Todos los días intento saludar a cada uno de los casi 80 hombres y mujeres con quienes trabajo. De ordinario hago esto tres o cuatro veces al día. Para algunos de ellos he inventado nombres de los cuales se sienten orgullosos: “el Hombre de la Alcantarilla”, “Yambio de Yambio”, “los Monos”, “el Hombre del Cigarrillo”, etc. Siempre que los veo, juego con ellos, preguntándoles si están escondiéndose o trabajando. Siempre les digo que me gusta su trabajo, y los corrijo cuando quieren hacer un trabajo mediano. Quiero que se esmeren y estén orgullosos de su trabajo. También les digo que si yo hiciera el trabajo ya lo hubiera terminado yo solo. O que cualquier bobo podría hacerlo. Ellos se ríen y yo creo que simplemente están agradecidos de que de verdad aprecio su trabajo. Son muy despabilados y ahora comienzan a hacerme la misma pregunta: Si estoy escondiéndome o trabajando! Yo respeto sus creencias religiosas, y estoy admirado de su amor y paciencia en su trabajo y condiciones. Se ríen de mí cuando intento decir algo en árabe o en sus lenguas nativas. Voy a visitarles en sus cuartos cuando están enfermos y les doy algunas de las medicinas de las Hermanas, y hasta intento cantar con ellos algunas de sus canciones y les enseño español cuando no por la noche no se encuentra alivio del calor sofocante, ni una brisa que nos alivie. No hacemos más que sudar. Yo me quejo del calor, ellos no.

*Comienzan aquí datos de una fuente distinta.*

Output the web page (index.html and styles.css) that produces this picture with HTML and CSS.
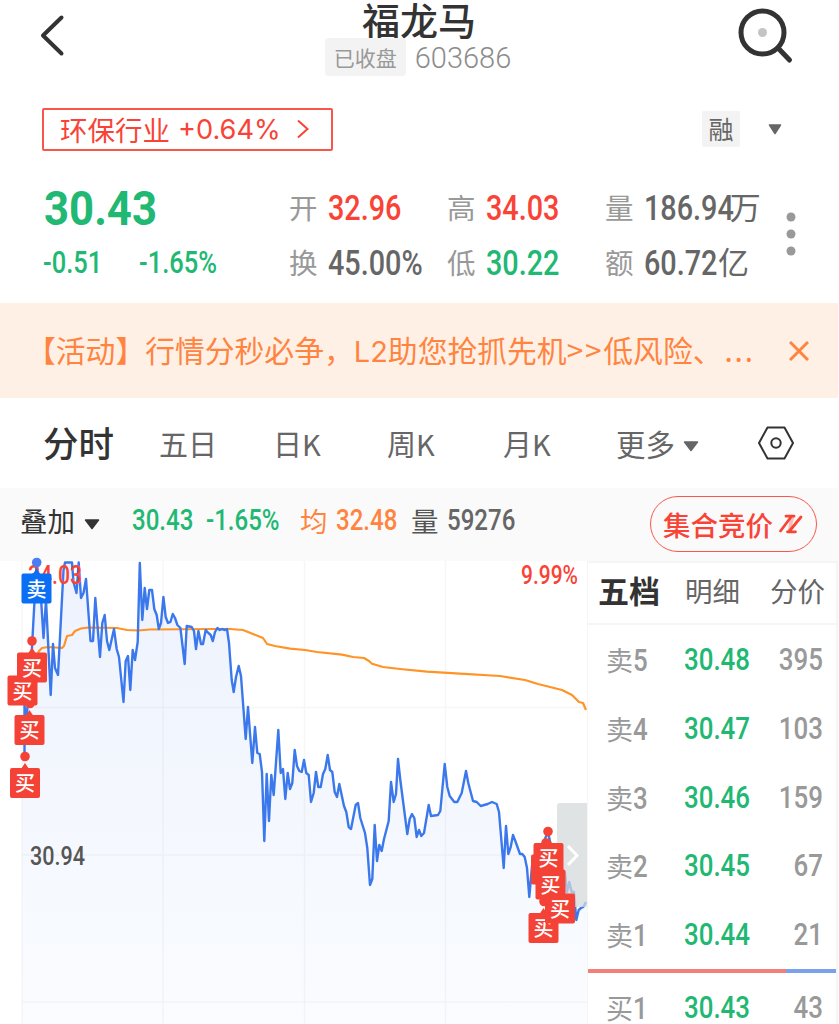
FILE: index.html
```
<!DOCTYPE html>
<html lang="zh-CN">
<head>
    <meta charset="UTF-8">
    <meta name="viewport" content="width=device-width, initial-scale=1.0">
    <title>福龙马 603686</title>
    <link rel="stylesheet" href="styles.css">
</head>
<body>
<div class="app">
    <header class="header">
        <svg class="back" width="30" height="46" viewBox="0 0 30 46"><path d="M23.500 4.500 5 22.500l18.500 18" fill="none" stroke="#333" stroke-width="4" stroke-linecap="round" stroke-linejoin="round"/></svg>
        <div class="title">
            <h1>福龙马</h1>
            <div class="code"><span class="status">已收盘</span><span>603686</span></div>
        </div>
        <svg class="search" width="58" height="58" viewBox="0 0 58 58">
            <circle cx="25.500" cy="26.500" r="21.500" fill="none" stroke="#333" stroke-width="5"/>
            <circle cx="25.500" cy="26.500" r="4.500" fill="#c4c4c4"/>
            <path d="M42 43 52.500 54" stroke="#333" stroke-width="5" stroke-linecap="round"/>
        </svg>
    </header>

    <div class="sector-row">
        <a class="sector">环保行业 <span class="sector-pct">+0.64%</span>
            <svg width="14" height="22" viewBox="0 0 14 22"><path d="M2 2.500 11.500 11 2 19.500" fill="none" stroke="#f94336" stroke-width="2"/></svg>
        </a>
        <span class="rong">融</span>
        <svg class="arrow" width="14" height="11" viewBox="0 0 14 11"><path d="M1.500 1h11L7 9.500z" fill="#666" stroke="#666" stroke-width="1.500" stroke-linejoin="round"/></svg>
    </div>

    <!-- 行情数据 -->
    <section class="quote">
        <div class="price-box">
            <div class="price"><span class="num">30.43</span></div>
            <div class="change"><span class="num">-0.51</span><span class="num">-1.65%</span></div>
        </div>
        <dl class="stats">
            <div><dt>开</dt><dd class="num red">32.96</dd></div>
            <div><dt>高</dt><dd class="num red">34.03</dd></div>
            <div><dt>量</dt><dd class="wide"><span class="num">186.94</span><i>万</i></dd></div>
            <div><dt>换</dt><dd class="num">45.00%</dd></div>
            <div><dt>低</dt><dd class="num green">30.22</dd></div>
            <div><dt>额</dt><dd class="wide"><span class="num">60.72</span><i>亿</i></dd></div>
        </dl>
        <svg class="dots" width="10" height="46" viewBox="0 0 10 46" fill="#999"><circle cx="5" cy="6" r="4.500"/><circle cx="5" cy="23" r="4.500"/><circle cx="5" cy="40" r="4.500"/></svg>
    </section>

    <div class="notice">
        <p>【活动】行情分秒必争，<span class="latin">L2</span>助您抢抓先机<span class="gt">&gt;&gt;</span>低风险、<span class="more">...</span></p>
        <svg width="20" height="20" viewBox="0 0 20 20"><path d="M1 1l18 18M19 1 1 19" stroke="#ff8440" stroke-width="3"/></svg>
    </div>

    <nav class="tabs">
        <span class="active">分时</span>
        <span>五日</span>
        <span>日K</span>
        <span>周K</span>
        <span>月K</span>
        <span>更多<svg class="arrow" width="16" height="11" viewBox="0 0 16 11"><path d="M1.500 1h13L8 9.500z" fill="#666" stroke="#666" stroke-width="1.500" stroke-linejoin="round"/></svg></span>
        <svg class="setting" width="38" height="34" viewBox="0 0 38 34" fill="none" stroke="#333" stroke-width="2">
            <path d="M10.500 1.500h17L36 17l-8.500 15.500h-17L2 17z" stroke-linejoin="round"/><circle cx="19" cy="17" r="4.700"/>
        </svg>
    </nav>

    <div class="info-bar">
        <span class="overlay">叠加<svg width="16" height="11" viewBox="0 0 16 11"><path d="M1.500 1h13L8 9.500z" fill="#333" stroke="#333" stroke-width="1.500" stroke-linejoin="round"/></svg></span>
        <span class="num green last">30.43</span>
        <span class="num green pct">-1.65%</span>
        <span class="avg">均</span>
        <span class="num avg avg-num">32.48</span>
        <span class="vol">量</span>
        <span class="num vol-num">59276</span>
        <a class="auction">集合竞价<svg width="26" height="20" viewBox="0 0 26 20"><path d="M2.500 17 13 3M8 2.200h8M11.500 17 23 3M9.500 17.800h8" fill="none" stroke="#f94336" stroke-width="2.800" stroke-linecap="round"/><path d="M12.500 2h4L12.500 18h-3z" fill="#f94336" fill-opacity=".35"/></svg></a>
    </div>

    <main class="main">
        <div class="chart">
            <svg width="587" height="463" viewBox="0 561 587 463">
                <defs>
                    <linearGradient id="area" x1="0" y1="0" x2="0" y2="1">
                        <stop offset="0" stop-color="#edf2fd"/>
                        <stop offset="1" stop-color="#fafcff"/>
                    </linearGradient>
                    <g id="flag">
                        <path d="M-4-14 0-20 4-14z"/>
                        <rect x="-15" y="-15" width="30" height="30" rx="2"/>
                    </g>
                </defs>
                <path fill="url(#area)" d="M22 1024V752H24L25 705 32 647 34 610 36.700 563 40.500 590 43.500 638 46 600 50.700 695 53 644 55 668 58 675 63.500 570 65 562.500H72L73.500 582 76.500 593 78.700 562.500 81 598 83.500 593 86 579 90.500 641H93L95.300 598 100 657 102.300 623 104.700 615 107 641 109.300 650 114 629 116.700 649 119 657 123.500 702 125.700 661 128 656 130.300 690 132.700 650 135 660 137.700 642 139.800 563 142.300 620 144.700 588 147 609 149.300 590H152L154.300 609 156.700 615 158.800 629 161 623 163.400 597 165.700 617 168 623 170.400 622 172.800 614 175 618 177.400 625 180.400 628 184.700 664 186.700 626 191.700 627 194 631 196 649 198.400 631 201 644H203L205.700 630 208.400 633 210.700 635 212.800 641 215 632 217.400 628 219.700 630 222 629 225 630 227 629 229 643 231.700 680 233.700 692 236 677 238.700 666 241 676 245.700 739 248 707 252.300 763 255 727 257.300 753 259.700 754 262 772 264.300 841 266.700 774 269 821 271.300 775 273.700 795 278.300 730 280.700 773 283 769 285.300 799 287.700 773 290 789 292.300 783 294.700 750 297 766 299.300 771 301.700 772 304 760 306.300 773 308.700 775 311 802 313.700 793 316 772 318.300 787H320.700L323 774 325.300 769 327.700 755 330 770 332.300 772 334.700 792 337 797 339.300 784 344 806 346.300 812 348.700 827 351 829 355.700 805 358 803 360.300 818 365 833 367.300 848 370 885 372.300 879 374.700 825 377 861 379.300 845 381.700 851 384 839 388.700 821 391 782 393.700 802 396 794 398 759 400.300 780 407.300 834 409.700 819 412 814 414.300 818 416.700 837 419 830 421.300 836 424 833 428.700 805 431 816 438 815 440.300 811 444.700 764 447.300 787 449.700 796 454.300 802H457.300L461.700 793 466 771 468.300 783 473 801 476.700 802 480.700 806 487.700 804 492 802 496.700 804 499 812 503.700 868 506 826 508.300 854 510.700 847 513 835 515.300 841 520 854H522.300L524.700 857 527 868 529.300 897 532 866 548 832 565 873 567 892 569.300 882 571.700 892H574L576.300 920 578.700 910 581 908 583.300 907 587 902V1024z"/>
                <!-- 网格 -->
                <path d="M22 561V1024M163 561V1024M304.500 561V1024M445.500 561V1024M22 707.500H587M22 855H587M22 1002H587" fill="none" stroke="#000" stroke-opacity=".035" stroke-width="1.500"/>
                <!-- 均价线 -->
                <path fill="none" stroke="#ff9326" stroke-width="2.200" stroke-linejoin="round" d="M38 653 39 651 42 648 48 647 62 648 64 646 67 636 72 635 75 631 81 628.500 88 627.500 117 628 127 630 138 630.500 150 629.500 213 629 230 629 243 630 253 634 263 638 267 644 275 646 290 648.700 305 650 317 652 342 654.700 353 657 364 658 369 661 372 663.700 383 667 400 669 427 671.700 460 673.700 500 676 525 680 538 684 550 687 562 690 572 695 579 702 583 703 586 710"/>
                <!-- 分时线 -->
                <path fill="none" stroke="#3b78ec" stroke-width="2.400" stroke-linejoin="round" d="M24.500 752V705L26 720 29 695 32 647 34 610 36.700 563 40.500 590 43.500 638 46 600 50.700 695 53 644 55 668 58 675 63.500 570 65 562.500H72L73.500 582 76.500 593 78.700 562.500 81 598 83.500 593 86 579 90.500 641H93L95.300 598 100 657 102.300 623 104.700 615 107 641 109.300 650 114 629 116.700 649 119 657 123.500 702 125.700 661 128 656 130.300 690 132.700 650 135 660 137.700 642 139.800 563 142.300 620 144.700 588 147 609 149.300 590H152L154.300 609 156.700 615 158.800 629 161 623 163.400 597 165.700 617 168 623 170.400 622 172.800 614 175 618 177.400 625 180.400 628 184.700 664 186.700 626 191.700 627 194 631 196 649 198.400 631 201 644H203L205.700 630 208.400 633 210.700 635 212.800 641 215 632 217.400 628 219.700 630 222 629 225 630 227 629 229 643 231.700 680 233.700 692 236 677 238.700 666 241 676 245.700 739 248 707 252.300 763 255 727 257.300 753 259.700 754 262 772 264.300 841 266.700 774 269 821 271.300 775 273.700 795 278.300 730 280.700 773 283 769 285.300 799 287.700 773 290 789 292.300 783 294.700 750 297 766 299.300 771 301.700 772 304 760 306.300 773 308.700 775 311 802 313.700 793 316 772 318.300 787H320.700L323 774 325.300 769 327.700 755 330 770 332.300 772 334.700 792 337 797 339.300 784 344 806 346.300 812 348.700 827 351 829 355.700 805 358 803 360.300 818 365 833 367.300 848 370 885 372.300 879 374.700 825 377 861 379.300 845 381.700 851 384 839 388.700 821 391 782 393.700 802 396 794 398 759 400.300 780 407.300 834 409.700 819 412 814 414.300 818 416.700 837 419 830 421.300 836 424 833 428.700 805 431 816 438 815 440.300 811 444.700 764 447.300 787 449.700 796 454.300 802H457.300L461.700 793 466 771 468.300 783 473 801 476.700 802 480.700 806 487.700 804 492 802 496.700 804 499 812 503.700 868 506 826 508.300 854 510.700 847 513 835 515.300 841 520 854H522.300L524.700 857 527 868 529.300 897 532 866 540 850 548 832 556 870 565 873 567 892 569.300 882 571.700 892H574L576.300 920 578.700 910 581 908 583.300 907 586 902"/>
                <path d="M587 803h-27q-3 0-3 3v98q0 3 3 3h27z" fill="#d4d9d9" fill-opacity=".75"/>
                <path d="M568 846l9 9.500-9 9.500" fill="none" stroke="#fff" stroke-width="3"/>
                <g class="axis">
                    <text class="red" x="28" y="583.500" textLength="54" lengthAdjust="spacingAndGlyphs">34.03</text>
                    <text class="red" x="521" y="583.500" textLength="57" lengthAdjust="spacingAndGlyphs">9.99%</text>
                    <text x="30" y="865" textLength="55" lengthAdjust="spacingAndGlyphs">30.94</text>
                </g>
                <!-- 买卖点 -->
                <g class="sell">
                    <circle cx="36.700" cy="562.500" r="4.800" fill="#4a7ef5"/>
                    <use href="#flag" x="36.500" y="588.500"/><text x="36.500" y="596.500">卖</text>
                </g>
                <g class="buy">
                    <circle cx="30" cy="703.500" r="4.800"/>
                    <use href="#flag" x="22.500" y="690.500"/><text x="22.500" y="698.500">买</text>
                    <circle cx="32" cy="641" r="4.800"/>
                    <use href="#flag" x="32" y="667.500"/><text x="32" y="675.500">买</text>
                    <use href="#flag" x="29.500" y="730"/><text x="29.500" y="738">买</text>
                    <circle cx="25" cy="756.500" r="4.800"/>
                    <use href="#flag" x="25" y="783"/><text x="25" y="791">买</text>
                    <circle cx="548" cy="831.500" r="4.800"/>
                    <circle cx="546" cy="843" r="4.800"/>
                    <use href="#flag" x="543.500" y="928"/><text x="543.500" y="936">买</text>
                    <circle cx="544" cy="901.500" r="4.800"/>
                    <use href="#flag" x="546" y="869.500"/>
                    <use href="#flag" x="550.500" y="884.500"/><text x="550.500" y="892.500">买</text>
                    <use href="#flag" x="560" y="908.500"/><text x="560" y="916.500">买</text>
                    <use href="#flag" x="548.500" y="858"/><text x="548.500" y="866">买</text>
                </g>
            </svg>
        </div>

        <aside class="book">
            <div class="book-tabs"><span class="active">五档</span><span>明细</span><span>分价</span></div>
            <div class="row"><span>卖<b class="num">5</b></span><b class="num green">30.48</b><b class="num qty">395</b></div>
            <div class="row"><span>卖<b class="num">4</b></span><b class="num green">30.47</b><b class="num qty">103</b></div>
            <div class="row"><span>卖<b class="num">3</b></span><b class="num green">30.46</b><b class="num qty">159</b></div>
            <div class="row"><span>卖<b class="num">2</b></span><b class="num green">30.45</b><b class="num qty">67</b></div>
            <div class="row"><span>卖<b class="num">1</b></span><b class="num green">30.44</b><b class="num qty">21</b></div>
            <div class="ratio"></div>
            <div class="row buy-row"><span>买<b class="num">1</b></span><b class="num green">30.43</b><b class="num qty">43</b></div>
        </aside>
    </main>
</div>
</body>
</html>
```
FILE: styles.css
```
* {
    box-sizing: border-box;
}
body {
    margin: 0;
    background: #fff;
    font-family: "Noto Sans CJK SC", sans-serif;
    color: #333;
}
svg {
    flex: none;
}
.app {
    width: 838px;
    height: 1024px;
    overflow: hidden;
    white-space: nowrap;
}
/* narrow figures */
.num {
    display: inline-block;
    font-family: Roboto, sans-serif;
    font-weight: 500;
    transform: scaleX(.835);
    transform-origin: left center;
}
.red {
    color: #f94336;
    fill: #f94336;
}
.green {
    color: #21b873;
}

.header {
    display: grid;
    grid-template-columns: 100px 1fr 100px;
    height: 90px;
}
.back {
    margin: 13px 0 0 38px;
}
.search {
    margin: 6px 0 0 -1px;
}
.title {
    text-align: center;
}
.title h1 {
    margin: 0;
    font-size: 38px;
    line-height: 38px;
    font-weight: 500;
}
.code {
    display: flex;
    justify-content: center;
    gap: 9px;
    margin-right: 2px;
    font: 300 29px/40px Roboto, sans-serif;
    color: #8c8c8c;
}
.status {
    height: 38px;
    padding: 0 9px;
    border-radius: 4px;
    background: #f3f3f3;
    font: 400 21px/38px "Noto Sans CJK SC", sans-serif;
    color: #999;
}

.sector-row {
    display: flex;
    align-items: center;
    height: 78px;
    padding: 0 56px 0 42px;
}
.sector {
    display: flex;
    align-items: center;
    width: 291px;
    height: 43px;
    margin-right: auto;
    padding-left: 16px;
    border: 2px solid #f9564a;
    border-radius: 2px;
    font-size: 27.500px;
    line-height: 36px;
    color: #f94336;
}
.sector-pct {
    margin: 0 15px 0 8px;
    font: 400 27.200px Inter, sans-serif;
}
.rong {
    width: 38px;
    height: 36px;
    margin-right: 28px;
    border-radius: 2px;
    background: #f3f3f3;
    font-size: 25px;
    line-height: 35px;
    text-align: center;
    color: #666;
}

.quote {
    display: flex;
    height: 135px;
    padding: 14px 0 0 43px;
}
.price-box {
    width: 246px;
    color: #21b873;
}
.price {
    height: 54px;
    padding-left: 1px;
    font-size: 47.500px;
    line-height: 45px;
}
.price .num {
    font-weight: 700;
    transform: scaleX(.92);
}
.change {
    display: flex;
    font-size: 30.500px;
    line-height: 54px;
}
.change .num {
    width: 96px;
}
.stats {
    display: grid;
    grid-template-columns: 158px 158px 180px;
    grid-auto-rows: 55px;
    margin: 0;
}
.stats div {
    display: flex;
    line-height: 53px;
}
.stats dt {
    width: 39px;
    font-size: 28.500px;
    line-height: 50px;
    color: #999;
}
.stats dd {
    margin: 0;
    font-size: 34.500px;
    color: #666;
}
.stats .red {
    color: #f94336;
}
.stats .green {
    color: #21b873;
}
.stats .wide {
    display: flex;
}
.wide .num {
    margin-right: -.51em;
}
.wide:has(.num) i {
    font-style: normal;
    font-size: 31px;
    line-height: 48px;
}
.stats div:nth-child(3) .num {
    margin-right: -22px;
}
.stats div:nth-child(6) .num {
    margin-right: -14px;
}
.dots {
    margin: 29px 0 0 1px;
}

.notice {
    display: flex;
    align-items: center;
    height: 95px;
    padding: 0 29px 0 26px;
    background: #fff0e6;
    color: #ff8440;
}
.notice p {
    flex: 1;
    margin: 0 0 3px;
    font-size: 29.800px;
}
.latin {
    font-family: Inter, sans-serif;
    font-size: 29px;
}
.gt {
    letter-spacing: 1.800px;
}
.more {
    margin-left: 2px;
    letter-spacing: 1.800px;
}

.tabs {
    display: flex;
    align-items: center;
    height: 90px;
    padding-left: 43px;
    font-size: 29px;
    color: #666;
}
.tabs span {
    width: 114px;
}
.tabs .active {
    width: 116px;
    margin-bottom: 3px;
    font-size: 35.500px;
    font-weight: 500;
    color: #333;
}
.tabs span:nth-child(4) {
    width: 116px;
}
.tabs span:nth-child(5) {
    width: 113px;
}
.tabs span:nth-child(6) {
    width: 141px;
    font-size: 29.500px;
}
.tabs .arrow {
    margin-left: 8px;
    vertical-align: 4px;
}

.info-bar {
    display: flex;
    align-items: center;
    height: 73px;
    padding: 0 21px 8px 20px;
    background: #fafafa;
    font-size: 27.500px;
}
.info-bar > span {
    margin-bottom: 2px;
}
.info-bar .num {
    flex: none;
    font-size: 28.800px;
}
.overlay {
    width: 112px;
    flex: none;
}
.overlay svg {
    margin-left: 9px;
    vertical-align: 2px;
}
.last {
    width: 74px;
}
.pct {
    width: 94px;
}
.avg {
    width: 36px;
    color: #ff8440;
}
.avg-num {
    width: 75px;
}
.vol {
    width: 36px;
    color: #555;
}
.vol-num {
    color: #666;
}
.auction {
    display: flex;
    align-items: center;
    gap: 5px;
    height: 56px;
    margin: 7px 0 0 auto;
    padding: 0 12px 1px;
    border: 1.500px solid #f9564a;
    border-radius: 28px;
    font-weight: 500;
    color: #f94336;
}

.main {
    display: flex;
    height: 463px;
}
.chart svg {
    display: block;
    overflow: visible;
}
.axis text {
    font: 500 26px Roboto, sans-serif;
}
.axis text:last-child {
    fill: #555;
}
.sell,
.buy {
    text-anchor: middle;
    font-size: 20px;
    font-weight: 500;
}
.sell {
    fill: #0a6ff5;
}
.buy {
    fill: #f54236;
}
.sell text,
.buy text {
    fill: #fff;
}

.book {
    width: 251px;
    border: solid #f5f5f5;
    border-width: 2px 2px 0 1px;
}
.book-tabs {
    display: flex;
    align-items: center;
    height: 62px;
    padding: 0 0 7px 10px;
    border-bottom: 2px solid #f5f5f5;
    font-size: 27.500px;
    color: #666;
}
.book-tabs span {
    width: 85px;
    flex: none;
}
.book-tabs span:last-child {
    width: 60px;
}
.book-tabs .active {
    width: 87px;
    font-size: 31px;
    font-weight: 700;
    color: #333;
}
.row {
    display: grid;
    grid-template-columns: 78px 1fr 60px;
    height: 68.800px;
    padding: 0 14px 0 18px;
    font-size: 27px;
    line-height: 70px;
    color: #999;
}
.row .num {
    font-size: 31px;
}
.row .qty {
    text-align: right;
    transform-origin: right center;
}
.ratio {
    height: 4px;
    background: linear-gradient(90deg, #f08078 80%, #7ba0ec 80%);
}
.buy-row {
    height: 50px;
}
```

He tenido que aprender muchas lecciones aquí con las Hermanas y con los trabajadores. Algunas de las lecciones son dolorosas y otras, alegres. Pero sin ellas no podría crecer. Dios, su Madre María y San Antonio María Claret me han traído aquí, y hay alguna razón por la que he venido a Wau en estas circunstancias y con estas personas. He aprendido a no darme nunca por vencido con nadie, a pesar de los problemas que me puedan crear. Todos tienen derecho a equivocarse, y eso me incluye también a mí, por supuesto. Uno de mis gigantes espirituales en mi noviciado me dijo algo personalmente cuando estaba rezando ante el Santísimo Sacramento. Vino a mí y me bendijo, me dijo lo que yo estaba pensando y luego me habló sobre el futuro. Algunas de las cosas que me dijo se han cumplido; otras se están formulando conforme voy viviendo esta aventura en el Sur del Sudán. Espero que lo que él me predijo se cumplirá algún día. Debo deciros que yo estoy muy contento de estar aquí y que si muero aquí me enterréis aquí bajo una de las grandes higueras que hay en nuestra casa de la comunidad en Wau. Que María siga dirigiéndome en el trabajo que hago aquí en el Sur de Sudán. Que Dios os bendiga y que todos crezcamos en santidad.